Likewise, you could make generic stats for other well known animal groups, such as small cats, large cats, canines, fast ungulates, birds, cetaceans, shark, an so on.  Anything that's really niche can simply be handled on a case by case basis.


Alternatively, you could cover even more animals while further simplifying mechanical by giving the druid a menu of options to choose from, and letting them "create" the animal that they want by mixing and matching features.  Want to turn into an owl?  Select flight, stealth, and night vision.  A dolphin?  Select swim.  Want to be a shark instead of a dolphin?  Add underwater breathing and a powerful bite.  How about a leopard or tiger?  Stealth, pounce, and a powerful bite.  House cat instead of tiger?  Remove powerful bite and add tiny size.

And to expedite decision making, you can provide your players when some reference cards sample wildshape forms using preselected features.  So they can either choose a ready-to-go form, or come up with their own on the fly.

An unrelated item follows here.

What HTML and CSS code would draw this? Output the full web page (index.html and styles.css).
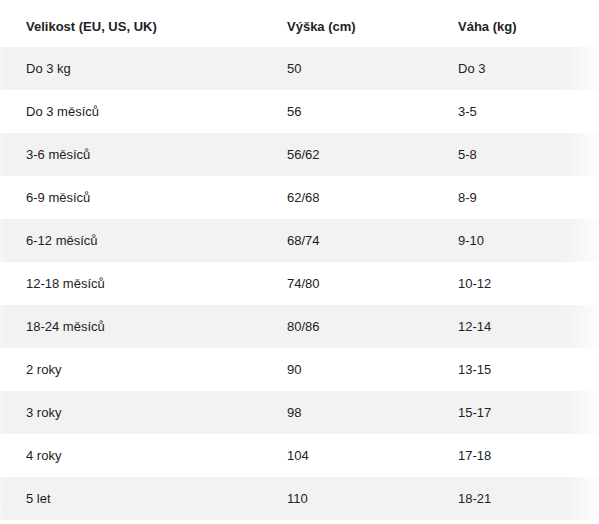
FILE: index.html
```html
<!DOCTYPE html>
<html lang="cs">
<head>
<meta charset="utf-8">
<link rel="stylesheet" href="styles.css">
</head>
<body>
<div class="table">
  <div class="row head"><div class="cell">Velikost (EU, US, UK)</div><div class="cell">Výška (cm)</div><div class="cell">Váha (kg)</div></div>
  <div class="row alt"><div class="cell">Do 3 kg</div><div class="cell">50</div><div class="cell">Do 3</div></div>
  <div class="row"><div class="cell">Do 3 měsíců</div><div class="cell">56</div><div class="cell">3-5</div></div>
  <div class="row alt"><div class="cell">3-6 měsíců</div><div class="cell">56/62</div><div class="cell">5-8</div></div>
  <div class="row"><div class="cell">6-9 měsíců</div><div class="cell">62/68</div><div class="cell">8-9</div></div>
  <div class="row alt"><div class="cell">6-12 měsíců</div><div class="cell">68/74</div><div class="cell">9-10</div></div>
  <div class="row"><div class="cell">12-18 měsíců</div><div class="cell">74/80</div><div class="cell">10-12</div></div>
  <div class="row alt"><div class="cell">18-24 měsíců</div><div class="cell">80/86</div><div class="cell">12-14</div></div>
  <div class="row"><div class="cell">2 roky</div><div class="cell">90</div><div class="cell">13-15</div></div>
  <div class="row alt"><div class="cell">3 roky</div><div class="cell">98</div><div class="cell">15-17</div></div>
  <div class="row"><div class="cell">4 roky</div><div class="cell">104</div><div class="cell">17-18</div></div>
  <div class="row alt"><div class="cell">5 let</div><div class="cell">110</div><div class="cell">18-21</div></div>
</div>
</body>
</html>
```
FILE: styles.css
```css
html, body {
  margin: 0;
  padding: 0;
  background: #fff;
}
body {
  font-family: "Liberation Sans", Arial, sans-serif;
  font-size: 13px;
  color: #222;
}
.table {
  display: flex;
  flex-direction: column;
  width: 599px;
}
.row {
  display: grid;
  grid-template-columns: 261px 171px 1fr;
  height: 43px;
  align-items: center;
}
.row.head {
  height: 47px;
  padding-top: 5px;
  box-sizing: border-box;
  font-weight: bold;
}
.row.alt {
  background: linear-gradient(to right, #f7f7f7 0, #f2f2f2 4px, #f2f2f2 calc(100% - 32px), #fdfdfd 100%);
}
.cell {
  padding-left: 26px;
  white-space: nowrap;
}
```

Hmm...I should probably put that latter idea on my to-do list.
Thinking about creating a race for 4e? Make things a lil' easier on yourself by reading my Race Mechanic Creation Guide first.
Alternatively, you could cover even more animals while further simplifying mechanical by giving the druid a menu of options to choose from, and letting them "create" the animal that they want by mixing and matching features.  Want to turn into an owl?  Select flight, stealth, and night vision.  A dolphin?  Select swim.  Want to be a shark instead of a dolphin?  Add underwater breathing and a powerful bite.  How about a leopard or tiger?  Stealth, pounce, and a powerful bite.  House cat instead of tiger?  Remove powerful bite and add tiny size.

I like this a lot. It seems more like how a druid would actually approach a situation. Start with what you need to do, and then figure out what animal has those skills.